The death toll from floods and mudslides triggered by torrential storms in southern Brazil on Friday climbed to 39, officials said, as they warned of worse to come.
As the rain kept beating down, rescuers in boats and planes searched for scores of people reported missing among the ruins of collapsed homes, bridges and roads.
Rising water levels in the state of Rio Grande do Sul were straining dams and threatening the metropolis capital, Porto Alegre, with “unprecedented” flooding, authorities said.
Photo: EPA-EFE
“Forget everything you’ve seen, it’s going to be much worse in the metropolitan region,” Rio Grande do Sul Governor Eduardo Leite said as the streets of the state capital, with a population of about 1.5 million, started flooding after days of heavy downpours in the region.
The Rio Grande do Sul Civil Defense Department said that at least 265 municipalities had sustained storm damage since Monday, injuring 74 people and displacing more than 24,000 — one-third of whom have been brought to shelters.
At least 68 people were missing, and more than 350,000 have experienced some form of property damage, the latest data showed.
Photo: Reuters
Meanwhile, officials were reporting an “emergency situation, presenting a risk of collapse” at four dams in the state.

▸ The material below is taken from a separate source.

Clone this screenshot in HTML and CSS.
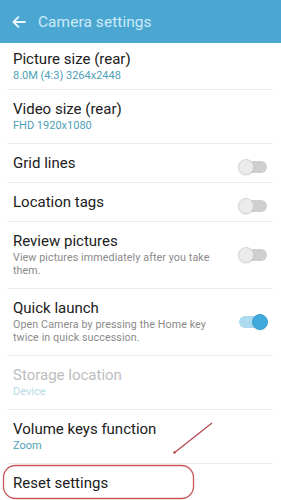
FILE: index.html
```html
<!DOCTYPE html>
<html>
<head>
<meta charset="utf-8">
<link rel="stylesheet" href="styles.css">
</head>
<body>
<div class="screen">
  <header class="appbar">
    <svg class="back" width="14" height="12" viewBox="0 0 14 12"><path d="M13 6H1.6M6.4 1.2L1.4 6l5 4.8" fill="none" stroke="#eef8fc" stroke-width="1.8" stroke-linecap="round" stroke-linejoin="round"/></svg>
    <h1 class="title">Camera settings</h1>
  </header>
  <ul class="list">
    <li class="item first">
      <div class="text"><div class="label">Picture size (rear)</div><div class="value">8.0M (4:3) 3264x2448</div></div>
    </li>
    <li class="item">
      <div class="text"><div class="label">Video size (rear)</div><div class="value">FHD 1920x1080</div></div>
    </li>
    <li class="item single">
      <div class="text"><div class="label">Grid lines</div></div>
      <span class="toggle"><span class="track"></span><span class="knob"></span></span>
    </li>
    <li class="item single">
      <div class="text"><div class="label">Location tags</div></div>
      <span class="toggle"><span class="track"></span><span class="knob"></span></span>
    </li>
    <li class="item">
      <div class="text"><div class="label">Review pictures</div><div class="desc">View pictures immediately after you take them.</div></div>
      <span class="toggle"><span class="track"></span><span class="knob"></span></span>
    </li>
    <li class="item">
      <div class="text"><div class="label">Quick launch</div><div class="desc">Open Camera by pressing the Home key twice in quick succession.</div></div>
      <span class="toggle on"><span class="track"></span><span class="knob"></span></span>
    </li>
    <li class="item disabled">
      <div class="text"><div class="label">Storage location</div><div class="value">Device</div></div>
    </li>
    <li class="item">
      <div class="text"><div class="label">Volume keys function</div><div class="value">Zoom</div></div>
    </li>
    <li class="item single">
      <div class="text"><div class="label">Reset settings</div></div>
    </li>
  </ul>
  <svg class="annotation" width="281" height="500" viewBox="0 0 281 500">
    <rect x="3.5" y="465.5" width="190" height="33" rx="12" fill="none" stroke="#c9575b" stroke-width="1.3"/>
    <path d="M212 423L174 453" stroke="#b5454f" stroke-width="1.2" fill="none"/>
    <circle cx="174.5" cy="452.5" r="1.2" fill="#b5454f"/>
  </svg>
</div>
</body>
</html>
```
FILE: styles.css
```css
* { box-sizing: border-box; }
html, body { margin: 0; padding: 0; background: #fff; }
body { font-family: Roboto, "Noto Sans", sans-serif; }
.screen { position: relative; width: 281px; height: 500px; overflow: hidden; background: #fff; }
.appbar {
  height: 43px;
  background: #4ba7d2;
  display: flex;
  align-items: center;
  padding-left: 12px;
  gap: 12px;
}
.back { display: block; flex: none; margin-top: 1px; }
.title {
  margin: 0;
  font-size: 15.4px;
  font-weight: 400;
  color: #cdebf7;
  letter-spacing: 0.1px;
}
.list { list-style: none; margin: 0 8px 0 7px; padding: 0; }
.item {
  display: flex;
  align-items: center;
  justify-content: space-between;
  padding: 10px 6px 11px 6px;
  border-bottom: 1px solid #ebebeb;
}
.item.first { padding-top: 7px; padding-bottom: 7px; }
.item.single { padding-bottom: 9px; }
.item.single .toggle { margin-top: 3px; margin-bottom: -3px; }
.text { flex: 1; min-width: 0; }
.label { font-size: 15px; line-height: 19px; color: #202020; }
.value { font-size: 11px; line-height: 13px; color: #4e9fb8; }
.desc { font-size: 10.7px; line-height: 13px; color: #8a8a8a; padding-right: 10px; letter-spacing: 0.1px; }
.disabled .label { color: #bdbdbd; }
.disabled .value { color: #b9dbe6; }
.toggle { position: relative; flex: none; width: 30px; height: 16px; margin-left: 0; margin-right: -1px; }
.track { position: absolute; left: 5px; right: 1px; top: 2px; height: 12px; border-radius: 6px; background: #cfcfcf; }
.knob {
  position: absolute; left: 0; top: 0; width: 16px; height: 16px; border-radius: 50%;
  background: #ececec; border: 1px solid #d4d4d4; box-shadow: 0 1px 1px rgba(0,0,0,0.08);
}
.toggle.on .track { left: 1px; right: 5px; background: #acdaf0; }
.toggle.on .knob { left: auto; right: 0; background: #41a9dc; border-color: #3aa0d4; }
.annotation { position: absolute; left: 0; top: 0; pointer-events: none; }
```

The level of the state’s main Guiaba River was estimated to have risen 4.2m to 4.6m, but could not be measured as the gauges have washed away, Porto Alegre Mayor Sebastiao Melo said.
As it kept rising, officials raced to reinforced flood protection. Porto Alegre’s worst recorded flood was in 1941, when the river reached 4.71m.
Elsewhere in the state, several cities and towns have been completely cut off in what Leite described as “the worst disaster in the history” of the state.
Many communities have been left without access to drinking water, or telephone or Internet services. Tens of thousands have no electricity.
“I feel very sorry for all those who live here... I feel pain in my heart,” said Maria Luiza, a 51-year-old resident of Sao Sebastiao do Cai.
In Capela de Santana, north of the state capital, Raul Metzel said that his neighbors had to abandon their livestock.
“You don’t know if the water will continue to rise or what will happen to the animals, they may soon drown,” he said.
Climatologist Francisco Eliseu Aquino on Friday said that the devastating storms were the result of a “disastrous cocktail” of global warming and the El Nino weather phenomenon.
South America’s largest country has experienced a string of extreme weather events, including a cyclone in September last year that claimed at least 31 lives.
Aquino said the region’s particular geography meant it was often confronted by the effects of tropical and polar air masses colliding, but these events have “intensified due to climate change.”
When they coincide with El Nino, a periodic weather system that warms the tropical Pacific, the atmosphere becomes more unstable, he said.
Extreme flooding hit the state in the past two years at “a level of recurrence not seen in 10,000 years,” said Aquino, who heads the Federal University of Rio Grande do Sul’s geography department.